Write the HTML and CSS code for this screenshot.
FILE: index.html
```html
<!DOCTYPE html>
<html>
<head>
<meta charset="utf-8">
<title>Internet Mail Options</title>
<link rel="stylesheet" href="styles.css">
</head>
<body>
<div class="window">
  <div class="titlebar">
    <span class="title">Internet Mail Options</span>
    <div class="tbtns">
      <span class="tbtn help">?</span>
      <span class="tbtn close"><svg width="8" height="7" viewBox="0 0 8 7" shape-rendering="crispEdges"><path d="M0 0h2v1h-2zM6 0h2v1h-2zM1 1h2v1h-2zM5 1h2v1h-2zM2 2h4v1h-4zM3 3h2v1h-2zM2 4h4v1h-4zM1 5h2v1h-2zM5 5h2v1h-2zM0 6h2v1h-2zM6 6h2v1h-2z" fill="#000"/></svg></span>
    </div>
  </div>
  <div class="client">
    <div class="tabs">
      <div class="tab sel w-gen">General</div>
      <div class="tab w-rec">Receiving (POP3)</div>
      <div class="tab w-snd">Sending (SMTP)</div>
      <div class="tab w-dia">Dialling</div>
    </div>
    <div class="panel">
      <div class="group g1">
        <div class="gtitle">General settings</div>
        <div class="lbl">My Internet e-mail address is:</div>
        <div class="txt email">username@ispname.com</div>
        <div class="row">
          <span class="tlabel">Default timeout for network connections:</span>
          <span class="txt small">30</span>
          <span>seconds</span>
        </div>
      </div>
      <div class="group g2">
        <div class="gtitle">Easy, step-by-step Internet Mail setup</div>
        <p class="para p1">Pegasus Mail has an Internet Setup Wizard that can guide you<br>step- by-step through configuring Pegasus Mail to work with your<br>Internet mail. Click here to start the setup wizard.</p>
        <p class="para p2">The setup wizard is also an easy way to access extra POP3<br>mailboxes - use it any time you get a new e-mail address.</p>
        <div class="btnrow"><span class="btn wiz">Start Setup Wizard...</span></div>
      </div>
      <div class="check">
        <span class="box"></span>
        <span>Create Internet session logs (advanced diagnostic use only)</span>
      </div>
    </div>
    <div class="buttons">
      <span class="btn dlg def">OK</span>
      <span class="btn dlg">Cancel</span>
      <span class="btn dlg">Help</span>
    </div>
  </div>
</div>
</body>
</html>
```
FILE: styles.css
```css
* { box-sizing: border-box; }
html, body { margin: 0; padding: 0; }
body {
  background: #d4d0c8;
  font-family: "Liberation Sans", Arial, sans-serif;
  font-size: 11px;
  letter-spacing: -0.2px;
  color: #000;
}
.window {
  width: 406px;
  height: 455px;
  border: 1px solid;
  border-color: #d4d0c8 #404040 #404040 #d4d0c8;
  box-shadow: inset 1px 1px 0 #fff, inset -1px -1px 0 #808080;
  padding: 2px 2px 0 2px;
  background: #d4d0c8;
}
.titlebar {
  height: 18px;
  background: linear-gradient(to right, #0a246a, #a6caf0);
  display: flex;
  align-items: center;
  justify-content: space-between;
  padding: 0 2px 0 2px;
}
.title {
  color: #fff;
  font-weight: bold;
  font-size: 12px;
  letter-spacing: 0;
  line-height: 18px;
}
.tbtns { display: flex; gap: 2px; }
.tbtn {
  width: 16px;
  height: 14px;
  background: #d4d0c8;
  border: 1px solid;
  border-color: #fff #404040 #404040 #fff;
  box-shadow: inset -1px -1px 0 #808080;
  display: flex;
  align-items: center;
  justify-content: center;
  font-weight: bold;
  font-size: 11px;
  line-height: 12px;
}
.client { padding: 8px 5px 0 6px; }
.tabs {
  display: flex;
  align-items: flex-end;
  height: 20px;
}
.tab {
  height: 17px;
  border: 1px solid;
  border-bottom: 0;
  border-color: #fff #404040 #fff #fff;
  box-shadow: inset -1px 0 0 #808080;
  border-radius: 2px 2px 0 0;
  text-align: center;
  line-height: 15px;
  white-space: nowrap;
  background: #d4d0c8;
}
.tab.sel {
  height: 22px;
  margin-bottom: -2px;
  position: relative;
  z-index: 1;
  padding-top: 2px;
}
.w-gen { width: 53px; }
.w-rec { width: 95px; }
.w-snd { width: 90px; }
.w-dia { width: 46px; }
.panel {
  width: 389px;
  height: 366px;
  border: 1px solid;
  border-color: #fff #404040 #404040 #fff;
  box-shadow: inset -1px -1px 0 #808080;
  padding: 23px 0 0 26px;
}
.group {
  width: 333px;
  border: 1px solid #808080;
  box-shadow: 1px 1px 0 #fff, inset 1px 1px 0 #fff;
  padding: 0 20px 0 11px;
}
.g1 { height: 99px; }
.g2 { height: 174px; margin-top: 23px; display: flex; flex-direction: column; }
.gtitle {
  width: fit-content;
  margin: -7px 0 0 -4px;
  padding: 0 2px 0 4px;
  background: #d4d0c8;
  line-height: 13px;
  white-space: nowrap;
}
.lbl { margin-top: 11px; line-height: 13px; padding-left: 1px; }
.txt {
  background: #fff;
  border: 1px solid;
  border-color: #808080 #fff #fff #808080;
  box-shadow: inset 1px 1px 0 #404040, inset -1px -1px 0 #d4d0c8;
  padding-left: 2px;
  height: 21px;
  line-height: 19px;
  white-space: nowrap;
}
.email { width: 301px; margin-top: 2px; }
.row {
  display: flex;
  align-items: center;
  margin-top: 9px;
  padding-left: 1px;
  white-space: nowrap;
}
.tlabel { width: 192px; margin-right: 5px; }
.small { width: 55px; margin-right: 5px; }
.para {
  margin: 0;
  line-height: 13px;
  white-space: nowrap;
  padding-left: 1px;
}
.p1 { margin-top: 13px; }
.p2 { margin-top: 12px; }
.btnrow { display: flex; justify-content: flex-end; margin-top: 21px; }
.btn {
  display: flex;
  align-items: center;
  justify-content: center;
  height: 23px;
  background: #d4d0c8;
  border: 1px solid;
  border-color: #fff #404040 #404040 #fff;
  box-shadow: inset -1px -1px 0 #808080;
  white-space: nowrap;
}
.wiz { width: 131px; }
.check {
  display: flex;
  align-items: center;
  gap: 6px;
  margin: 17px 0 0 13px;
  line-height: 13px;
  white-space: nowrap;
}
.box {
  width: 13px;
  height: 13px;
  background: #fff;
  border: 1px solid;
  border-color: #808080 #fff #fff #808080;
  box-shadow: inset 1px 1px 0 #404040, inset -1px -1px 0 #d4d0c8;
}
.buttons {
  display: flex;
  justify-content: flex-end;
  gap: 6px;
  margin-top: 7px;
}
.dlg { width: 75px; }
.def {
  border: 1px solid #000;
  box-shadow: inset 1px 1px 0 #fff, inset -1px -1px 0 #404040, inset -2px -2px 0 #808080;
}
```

• • • •

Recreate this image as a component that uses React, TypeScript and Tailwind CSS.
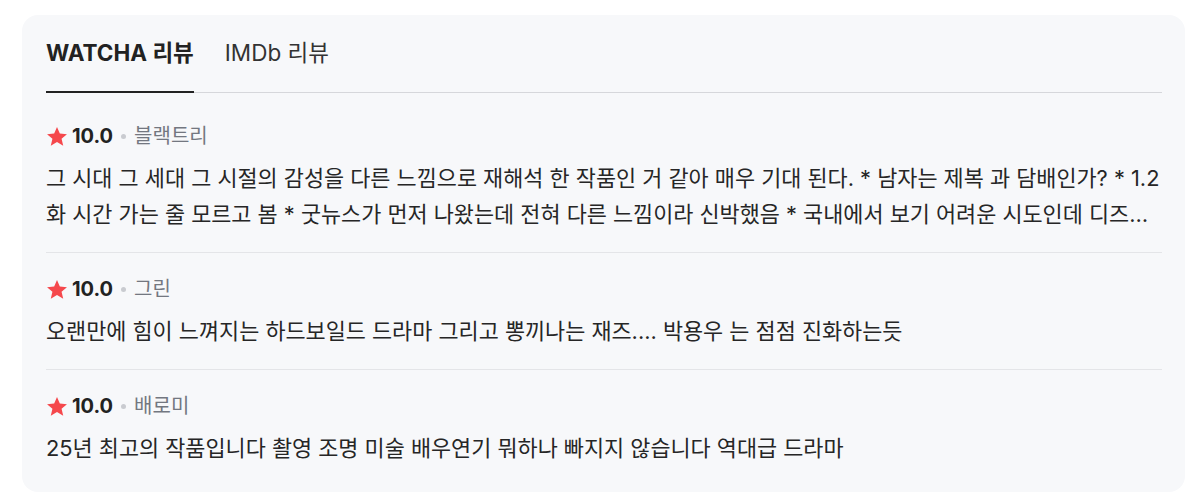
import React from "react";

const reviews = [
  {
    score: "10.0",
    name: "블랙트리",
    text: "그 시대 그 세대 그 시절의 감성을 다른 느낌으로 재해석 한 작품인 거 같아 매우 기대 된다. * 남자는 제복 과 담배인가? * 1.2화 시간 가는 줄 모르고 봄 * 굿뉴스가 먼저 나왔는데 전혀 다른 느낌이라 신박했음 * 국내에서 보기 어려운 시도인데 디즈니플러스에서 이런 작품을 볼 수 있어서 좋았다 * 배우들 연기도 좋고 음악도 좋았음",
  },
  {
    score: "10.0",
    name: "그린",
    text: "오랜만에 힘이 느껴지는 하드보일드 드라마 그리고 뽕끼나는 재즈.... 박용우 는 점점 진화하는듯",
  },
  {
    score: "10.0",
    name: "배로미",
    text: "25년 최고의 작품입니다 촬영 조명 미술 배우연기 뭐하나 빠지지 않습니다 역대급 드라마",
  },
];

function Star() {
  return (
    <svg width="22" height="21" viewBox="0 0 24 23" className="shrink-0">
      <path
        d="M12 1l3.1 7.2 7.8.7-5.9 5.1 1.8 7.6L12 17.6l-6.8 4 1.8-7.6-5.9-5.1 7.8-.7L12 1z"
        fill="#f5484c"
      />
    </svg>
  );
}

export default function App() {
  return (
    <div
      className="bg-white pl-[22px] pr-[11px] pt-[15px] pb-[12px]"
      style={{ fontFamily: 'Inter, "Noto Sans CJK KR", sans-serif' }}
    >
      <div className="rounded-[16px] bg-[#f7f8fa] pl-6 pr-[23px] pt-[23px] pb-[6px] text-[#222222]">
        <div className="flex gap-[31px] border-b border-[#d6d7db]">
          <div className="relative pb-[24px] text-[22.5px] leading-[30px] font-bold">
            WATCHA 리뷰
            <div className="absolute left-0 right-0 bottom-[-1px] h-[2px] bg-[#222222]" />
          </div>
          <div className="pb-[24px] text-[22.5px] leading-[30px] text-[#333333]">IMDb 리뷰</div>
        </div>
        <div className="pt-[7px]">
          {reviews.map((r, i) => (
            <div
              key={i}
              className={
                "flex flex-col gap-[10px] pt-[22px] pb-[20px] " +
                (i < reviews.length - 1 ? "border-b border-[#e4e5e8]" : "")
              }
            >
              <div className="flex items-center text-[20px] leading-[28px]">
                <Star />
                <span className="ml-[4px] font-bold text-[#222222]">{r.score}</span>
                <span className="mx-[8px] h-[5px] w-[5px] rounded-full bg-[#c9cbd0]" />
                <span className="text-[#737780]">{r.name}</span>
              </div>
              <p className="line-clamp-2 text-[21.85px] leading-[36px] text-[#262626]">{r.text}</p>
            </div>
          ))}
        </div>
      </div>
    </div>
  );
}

• • • •

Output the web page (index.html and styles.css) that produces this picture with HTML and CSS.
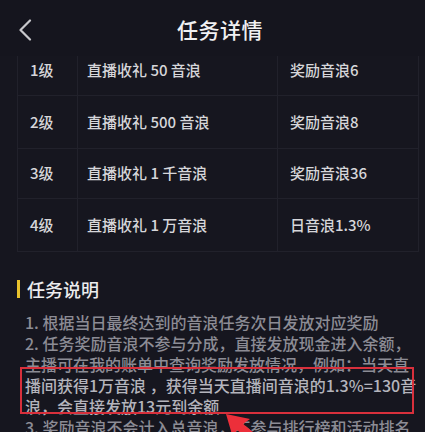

• • • •

** Task directions **
Quote only the lines running from the line with "Recreate this image" to the line with "import React from", ends included, exactly as they appear and without the pictures.

** Solution for this exercise **
Recreate this image as a component that uses React, TypeScript and Tailwind CSS.
import React from "react";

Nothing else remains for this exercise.